Information supplied.

┌──

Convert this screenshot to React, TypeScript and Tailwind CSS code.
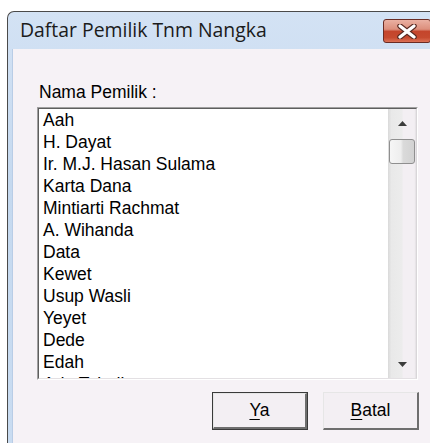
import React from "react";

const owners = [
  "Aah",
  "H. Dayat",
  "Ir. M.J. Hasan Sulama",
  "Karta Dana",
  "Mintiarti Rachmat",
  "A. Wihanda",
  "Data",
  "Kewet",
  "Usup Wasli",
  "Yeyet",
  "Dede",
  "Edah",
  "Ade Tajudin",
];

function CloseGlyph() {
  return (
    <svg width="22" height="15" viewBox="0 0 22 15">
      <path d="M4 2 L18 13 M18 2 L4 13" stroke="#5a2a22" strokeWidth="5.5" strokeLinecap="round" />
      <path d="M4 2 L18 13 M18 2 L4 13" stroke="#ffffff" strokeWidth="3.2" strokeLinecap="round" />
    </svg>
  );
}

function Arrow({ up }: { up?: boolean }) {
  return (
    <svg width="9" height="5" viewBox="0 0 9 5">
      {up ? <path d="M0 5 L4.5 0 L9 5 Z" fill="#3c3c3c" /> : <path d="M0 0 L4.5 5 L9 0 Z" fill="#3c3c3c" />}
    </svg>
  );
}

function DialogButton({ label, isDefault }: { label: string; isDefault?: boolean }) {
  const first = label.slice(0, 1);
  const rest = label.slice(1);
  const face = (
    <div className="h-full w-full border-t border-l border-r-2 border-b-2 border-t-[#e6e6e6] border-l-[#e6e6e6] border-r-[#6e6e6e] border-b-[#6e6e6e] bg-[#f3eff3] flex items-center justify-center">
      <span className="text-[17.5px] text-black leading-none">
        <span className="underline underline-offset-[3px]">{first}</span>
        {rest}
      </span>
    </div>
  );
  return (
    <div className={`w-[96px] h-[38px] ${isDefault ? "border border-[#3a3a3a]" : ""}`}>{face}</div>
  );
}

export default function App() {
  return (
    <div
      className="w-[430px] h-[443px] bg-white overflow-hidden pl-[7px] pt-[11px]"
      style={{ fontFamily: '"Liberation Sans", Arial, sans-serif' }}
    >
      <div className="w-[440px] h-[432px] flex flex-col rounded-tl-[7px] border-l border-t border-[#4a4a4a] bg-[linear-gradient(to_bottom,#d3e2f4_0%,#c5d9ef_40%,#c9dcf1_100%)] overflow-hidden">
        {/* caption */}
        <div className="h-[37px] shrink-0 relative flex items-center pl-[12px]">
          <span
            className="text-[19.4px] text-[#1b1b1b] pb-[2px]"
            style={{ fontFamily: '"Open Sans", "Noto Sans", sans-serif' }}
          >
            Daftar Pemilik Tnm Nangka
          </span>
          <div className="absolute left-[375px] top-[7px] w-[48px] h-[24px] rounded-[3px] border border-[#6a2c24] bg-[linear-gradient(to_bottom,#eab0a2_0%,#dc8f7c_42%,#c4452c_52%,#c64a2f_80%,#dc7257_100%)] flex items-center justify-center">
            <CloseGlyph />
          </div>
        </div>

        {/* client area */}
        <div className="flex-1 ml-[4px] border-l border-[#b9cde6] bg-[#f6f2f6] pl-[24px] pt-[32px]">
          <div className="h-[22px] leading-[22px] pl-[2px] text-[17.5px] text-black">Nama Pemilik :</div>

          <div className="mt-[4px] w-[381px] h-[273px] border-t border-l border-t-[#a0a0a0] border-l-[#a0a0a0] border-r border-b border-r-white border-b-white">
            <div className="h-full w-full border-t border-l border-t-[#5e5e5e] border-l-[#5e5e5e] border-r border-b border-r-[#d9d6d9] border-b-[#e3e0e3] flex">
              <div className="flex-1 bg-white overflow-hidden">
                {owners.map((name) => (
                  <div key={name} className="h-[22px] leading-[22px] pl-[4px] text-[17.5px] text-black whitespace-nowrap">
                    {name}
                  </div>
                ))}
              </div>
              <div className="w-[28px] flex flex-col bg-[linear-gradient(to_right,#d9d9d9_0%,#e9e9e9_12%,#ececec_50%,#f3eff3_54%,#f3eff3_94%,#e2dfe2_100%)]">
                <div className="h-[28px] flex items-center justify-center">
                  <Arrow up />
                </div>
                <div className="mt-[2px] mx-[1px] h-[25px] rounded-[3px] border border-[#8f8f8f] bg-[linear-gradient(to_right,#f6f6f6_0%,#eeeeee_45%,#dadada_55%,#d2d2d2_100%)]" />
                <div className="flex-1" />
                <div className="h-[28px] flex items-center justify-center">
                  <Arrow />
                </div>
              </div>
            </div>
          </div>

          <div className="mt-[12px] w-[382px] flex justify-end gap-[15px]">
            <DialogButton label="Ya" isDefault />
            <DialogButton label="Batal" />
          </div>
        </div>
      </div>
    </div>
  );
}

└──

Description of the task. Locate all lines that include the word "React" and copy them out.

Result.
Convert this screenshot to React, TypeScript and Tailwind CSS code.
import React from "react";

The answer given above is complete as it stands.